▸ Your instructions
Can you transcribe every line exactly and leave the pictures behind?

▸ Supplied information

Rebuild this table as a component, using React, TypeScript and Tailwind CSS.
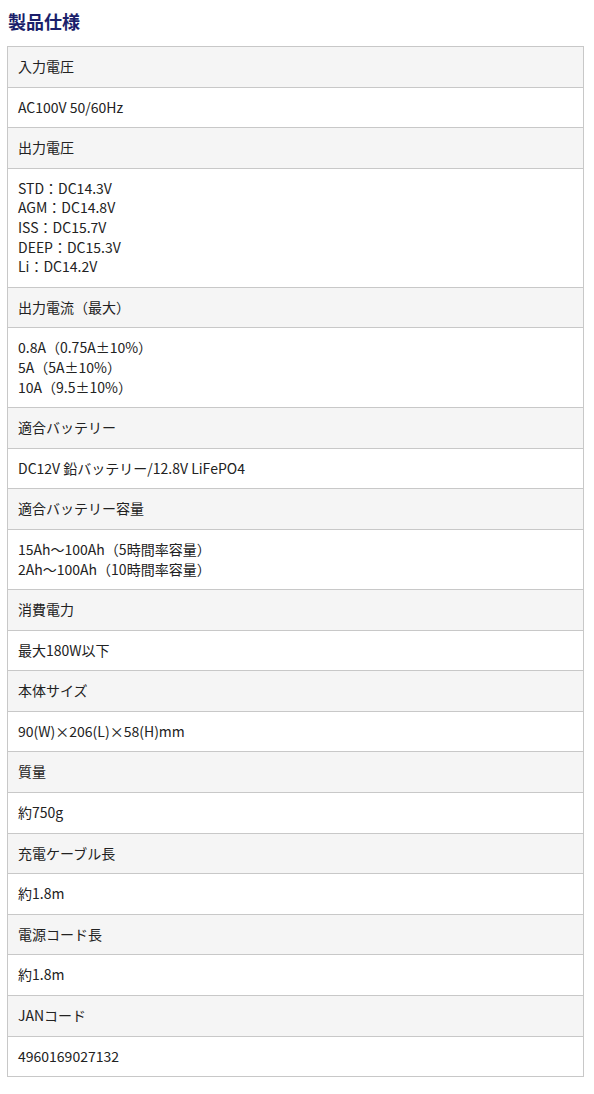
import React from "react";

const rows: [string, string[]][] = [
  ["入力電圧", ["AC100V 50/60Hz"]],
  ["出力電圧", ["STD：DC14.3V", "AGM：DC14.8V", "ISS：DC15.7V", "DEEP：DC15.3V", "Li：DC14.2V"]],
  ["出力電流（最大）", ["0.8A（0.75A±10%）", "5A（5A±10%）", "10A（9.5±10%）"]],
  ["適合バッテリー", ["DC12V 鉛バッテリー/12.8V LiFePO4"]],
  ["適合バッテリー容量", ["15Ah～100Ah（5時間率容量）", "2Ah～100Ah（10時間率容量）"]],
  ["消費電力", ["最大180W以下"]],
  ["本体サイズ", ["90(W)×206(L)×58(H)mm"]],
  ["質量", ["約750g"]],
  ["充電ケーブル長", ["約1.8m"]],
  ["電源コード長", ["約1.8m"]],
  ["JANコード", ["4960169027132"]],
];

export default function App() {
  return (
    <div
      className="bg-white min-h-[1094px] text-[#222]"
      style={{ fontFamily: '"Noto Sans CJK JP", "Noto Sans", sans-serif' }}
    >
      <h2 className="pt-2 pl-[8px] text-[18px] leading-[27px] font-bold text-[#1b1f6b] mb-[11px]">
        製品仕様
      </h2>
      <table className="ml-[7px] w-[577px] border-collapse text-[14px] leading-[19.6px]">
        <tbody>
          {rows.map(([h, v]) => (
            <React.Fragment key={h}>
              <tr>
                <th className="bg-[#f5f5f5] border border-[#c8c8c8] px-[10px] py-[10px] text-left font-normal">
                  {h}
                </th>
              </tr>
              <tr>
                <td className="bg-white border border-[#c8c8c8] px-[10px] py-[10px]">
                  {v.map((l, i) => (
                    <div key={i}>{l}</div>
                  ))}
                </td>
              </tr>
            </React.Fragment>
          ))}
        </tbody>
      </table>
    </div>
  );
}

▸ Task solution
Rebuild this table as a component, using React, TypeScript and Tailwind CSS.
import React from "react";

const rows: [string, string[]][] = [
  ["入力電圧", ["AC100V 50/60Hz"]],
  ["出力電圧", ["STD：DC14.3V", "AGM：DC14.8V", "ISS：DC15.7V", "DEEP：DC15.3V", "Li：DC14.2V"]],
  ["出力電流（最大）", ["0.8A（0.75A±10%）", "5A（5A±10%）", "10A（9.5±10%）"]],
  ["適合バッテリー", ["DC12V 鉛バッテリー/12.8V LiFePO4"]],
  ["適合バッテリー容量", ["15Ah～100Ah（5時間率容量）", "2Ah～100Ah（10時間率容量）"]],
  ["消費電力", ["最大180W以下"]],
  ["本体サイズ", ["90(W)×206(L)×58(H)mm"]],
  ["質量", ["約750g"]],
  ["充電ケーブル長", ["約1.8m"]],
  ["電源コード長", ["約1.8m"]],
  ["JANコード", ["4960169027132"]],
];

export default function App() {
  return (
    <div
      className="bg-white min-h-[1094px] text-[#222]"
      style={{ fontFamily: '"Noto Sans CJK JP", "Noto Sans", sans-serif' }}
    >
      <h2 className="pt-2 pl-[8px] text-[18px] leading-[27px] font-bold text-[#1b1f6b] mb-[11px]">
        製品仕様
      </h2>
      <table className="ml-[7px] w-[577px] border-collapse text-[14px] leading-[19.6px]">
        <tbody>
          {rows.map(([h, v]) => (
            <React.Fragment key={h}>
              <tr>
                <th className="bg-[#f5f5f5] border border-[#c8c8c8] px-[10px] py-[10px] text-left font-normal">
                  {h}
                </th>
              </tr>
              <tr>
                <td className="bg-white border border-[#c8c8c8] px-[10px] py-[10px]">
                  {v.map((l, i) => (
                    <div key={i}>{l}</div>
                  ))}
                </td>
              </tr>
            </React.Fragment>
          ))}
        </tbody>
      </table>
    </div>
  );
}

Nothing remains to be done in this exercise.